(Instruction) Go through the entries below and collect each line with the string "screenshot" in it.

(Supplied material)
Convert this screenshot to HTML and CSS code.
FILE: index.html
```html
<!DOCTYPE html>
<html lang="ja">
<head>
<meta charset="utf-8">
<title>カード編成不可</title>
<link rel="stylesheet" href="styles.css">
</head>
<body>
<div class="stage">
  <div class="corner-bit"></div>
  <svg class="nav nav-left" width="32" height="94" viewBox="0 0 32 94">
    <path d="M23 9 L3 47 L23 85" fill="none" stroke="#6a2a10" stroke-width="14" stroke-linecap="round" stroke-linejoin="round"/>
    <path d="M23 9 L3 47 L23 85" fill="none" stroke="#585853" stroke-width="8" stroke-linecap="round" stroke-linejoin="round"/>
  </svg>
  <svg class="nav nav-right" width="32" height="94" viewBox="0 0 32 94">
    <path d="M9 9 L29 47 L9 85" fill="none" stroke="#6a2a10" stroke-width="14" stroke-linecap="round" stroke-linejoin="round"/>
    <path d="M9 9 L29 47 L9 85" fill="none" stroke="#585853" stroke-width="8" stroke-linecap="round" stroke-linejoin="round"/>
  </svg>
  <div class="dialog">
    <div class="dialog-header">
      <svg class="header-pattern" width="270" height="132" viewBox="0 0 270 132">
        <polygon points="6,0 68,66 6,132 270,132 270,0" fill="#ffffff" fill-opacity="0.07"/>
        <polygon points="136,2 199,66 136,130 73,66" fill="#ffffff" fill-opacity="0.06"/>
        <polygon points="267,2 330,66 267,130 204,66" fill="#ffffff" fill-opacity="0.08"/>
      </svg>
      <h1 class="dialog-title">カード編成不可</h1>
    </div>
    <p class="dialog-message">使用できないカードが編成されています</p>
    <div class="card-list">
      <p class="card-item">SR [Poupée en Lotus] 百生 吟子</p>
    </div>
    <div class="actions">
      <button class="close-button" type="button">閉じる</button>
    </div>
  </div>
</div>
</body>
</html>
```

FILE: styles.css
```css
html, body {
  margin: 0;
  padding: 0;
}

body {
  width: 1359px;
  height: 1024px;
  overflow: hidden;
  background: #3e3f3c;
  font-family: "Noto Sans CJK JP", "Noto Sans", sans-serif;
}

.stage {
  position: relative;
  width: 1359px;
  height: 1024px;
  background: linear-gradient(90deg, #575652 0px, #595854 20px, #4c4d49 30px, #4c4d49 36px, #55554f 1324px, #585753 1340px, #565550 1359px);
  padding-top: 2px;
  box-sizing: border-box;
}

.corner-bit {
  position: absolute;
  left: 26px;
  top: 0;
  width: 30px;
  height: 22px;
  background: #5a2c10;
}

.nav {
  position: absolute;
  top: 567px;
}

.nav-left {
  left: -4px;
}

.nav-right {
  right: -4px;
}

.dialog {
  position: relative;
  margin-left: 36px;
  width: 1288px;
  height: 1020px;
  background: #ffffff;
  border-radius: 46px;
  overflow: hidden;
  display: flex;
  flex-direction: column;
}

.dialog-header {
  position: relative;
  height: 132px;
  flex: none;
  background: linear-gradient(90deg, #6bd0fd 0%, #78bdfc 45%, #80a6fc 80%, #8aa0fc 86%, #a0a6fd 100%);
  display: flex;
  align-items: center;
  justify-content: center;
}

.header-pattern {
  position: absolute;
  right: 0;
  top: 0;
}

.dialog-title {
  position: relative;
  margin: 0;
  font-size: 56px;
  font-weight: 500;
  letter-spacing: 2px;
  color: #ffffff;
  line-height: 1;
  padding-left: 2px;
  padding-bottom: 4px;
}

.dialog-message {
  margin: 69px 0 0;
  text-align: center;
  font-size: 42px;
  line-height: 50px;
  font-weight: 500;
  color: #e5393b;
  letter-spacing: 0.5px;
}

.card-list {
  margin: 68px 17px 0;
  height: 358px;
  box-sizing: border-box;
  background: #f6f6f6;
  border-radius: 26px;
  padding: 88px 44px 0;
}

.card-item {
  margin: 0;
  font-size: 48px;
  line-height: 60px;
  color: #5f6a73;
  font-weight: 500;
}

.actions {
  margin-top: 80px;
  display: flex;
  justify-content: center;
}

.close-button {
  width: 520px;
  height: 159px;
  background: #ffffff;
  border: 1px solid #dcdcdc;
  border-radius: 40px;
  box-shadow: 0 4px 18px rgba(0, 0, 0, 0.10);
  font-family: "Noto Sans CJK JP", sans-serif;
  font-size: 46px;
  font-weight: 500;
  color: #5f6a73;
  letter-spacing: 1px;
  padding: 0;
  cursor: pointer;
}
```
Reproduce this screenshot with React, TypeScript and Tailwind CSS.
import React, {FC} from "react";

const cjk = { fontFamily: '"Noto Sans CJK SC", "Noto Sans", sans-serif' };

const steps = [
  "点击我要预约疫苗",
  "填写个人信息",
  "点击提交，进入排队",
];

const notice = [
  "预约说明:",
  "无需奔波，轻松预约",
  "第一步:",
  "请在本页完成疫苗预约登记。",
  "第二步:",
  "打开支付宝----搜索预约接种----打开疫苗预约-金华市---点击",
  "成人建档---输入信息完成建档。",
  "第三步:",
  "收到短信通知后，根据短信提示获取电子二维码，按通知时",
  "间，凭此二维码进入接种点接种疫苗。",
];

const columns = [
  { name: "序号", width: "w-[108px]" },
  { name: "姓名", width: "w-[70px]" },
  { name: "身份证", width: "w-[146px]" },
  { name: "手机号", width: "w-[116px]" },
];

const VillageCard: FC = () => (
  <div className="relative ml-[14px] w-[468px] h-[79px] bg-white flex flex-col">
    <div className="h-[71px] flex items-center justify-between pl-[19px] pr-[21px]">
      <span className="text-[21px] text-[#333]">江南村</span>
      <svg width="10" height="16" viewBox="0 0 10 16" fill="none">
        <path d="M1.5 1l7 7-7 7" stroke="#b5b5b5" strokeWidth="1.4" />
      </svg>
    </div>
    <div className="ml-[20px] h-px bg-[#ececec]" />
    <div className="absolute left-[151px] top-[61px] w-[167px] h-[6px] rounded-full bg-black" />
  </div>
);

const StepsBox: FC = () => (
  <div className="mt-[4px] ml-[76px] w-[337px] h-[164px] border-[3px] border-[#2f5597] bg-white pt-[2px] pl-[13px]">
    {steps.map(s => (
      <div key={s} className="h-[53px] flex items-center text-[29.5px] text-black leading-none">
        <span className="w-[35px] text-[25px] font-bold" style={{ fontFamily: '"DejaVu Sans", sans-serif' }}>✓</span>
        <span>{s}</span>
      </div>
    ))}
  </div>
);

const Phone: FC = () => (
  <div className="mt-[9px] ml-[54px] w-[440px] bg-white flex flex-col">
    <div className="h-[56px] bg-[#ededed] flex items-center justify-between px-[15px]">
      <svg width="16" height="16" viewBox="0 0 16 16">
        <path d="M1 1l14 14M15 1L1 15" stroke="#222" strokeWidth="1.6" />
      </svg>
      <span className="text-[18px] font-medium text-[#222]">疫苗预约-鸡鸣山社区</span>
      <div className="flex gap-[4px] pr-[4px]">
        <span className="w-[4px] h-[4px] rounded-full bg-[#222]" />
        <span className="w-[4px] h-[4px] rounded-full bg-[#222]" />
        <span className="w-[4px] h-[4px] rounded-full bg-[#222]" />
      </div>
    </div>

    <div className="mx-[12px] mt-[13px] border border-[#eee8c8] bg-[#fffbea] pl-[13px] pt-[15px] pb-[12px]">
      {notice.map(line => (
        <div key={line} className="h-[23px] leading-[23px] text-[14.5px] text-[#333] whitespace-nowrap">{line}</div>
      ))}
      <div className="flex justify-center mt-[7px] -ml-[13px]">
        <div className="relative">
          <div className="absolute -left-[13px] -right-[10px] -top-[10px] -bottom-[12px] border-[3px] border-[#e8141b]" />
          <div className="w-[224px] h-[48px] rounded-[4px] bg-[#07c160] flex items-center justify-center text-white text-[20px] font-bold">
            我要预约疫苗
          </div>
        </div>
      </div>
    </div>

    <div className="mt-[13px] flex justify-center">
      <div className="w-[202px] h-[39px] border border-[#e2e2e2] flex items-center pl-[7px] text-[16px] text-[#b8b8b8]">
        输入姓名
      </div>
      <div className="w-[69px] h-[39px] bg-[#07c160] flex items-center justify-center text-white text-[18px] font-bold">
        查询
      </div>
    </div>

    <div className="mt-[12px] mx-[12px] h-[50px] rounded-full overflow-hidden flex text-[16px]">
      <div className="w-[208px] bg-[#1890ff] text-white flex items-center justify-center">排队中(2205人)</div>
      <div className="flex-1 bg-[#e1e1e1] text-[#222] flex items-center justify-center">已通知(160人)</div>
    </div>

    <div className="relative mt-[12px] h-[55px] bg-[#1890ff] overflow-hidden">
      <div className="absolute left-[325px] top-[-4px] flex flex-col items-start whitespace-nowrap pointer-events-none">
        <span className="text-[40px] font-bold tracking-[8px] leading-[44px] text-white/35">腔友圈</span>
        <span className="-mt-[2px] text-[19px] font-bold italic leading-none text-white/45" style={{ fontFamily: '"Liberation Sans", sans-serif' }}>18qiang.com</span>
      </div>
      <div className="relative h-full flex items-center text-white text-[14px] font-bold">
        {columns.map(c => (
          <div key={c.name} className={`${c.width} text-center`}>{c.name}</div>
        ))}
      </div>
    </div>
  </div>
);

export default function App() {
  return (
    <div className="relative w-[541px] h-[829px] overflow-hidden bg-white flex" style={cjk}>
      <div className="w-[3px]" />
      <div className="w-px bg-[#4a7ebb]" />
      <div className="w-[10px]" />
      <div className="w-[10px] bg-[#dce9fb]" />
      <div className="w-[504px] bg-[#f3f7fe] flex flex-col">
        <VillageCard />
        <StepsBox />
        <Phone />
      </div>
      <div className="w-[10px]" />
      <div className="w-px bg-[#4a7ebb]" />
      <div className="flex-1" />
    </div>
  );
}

(Result for this task)
Convert this screenshot to HTML and CSS code.
Reproduce this screenshot with React, TypeScript and Tailwind CSS.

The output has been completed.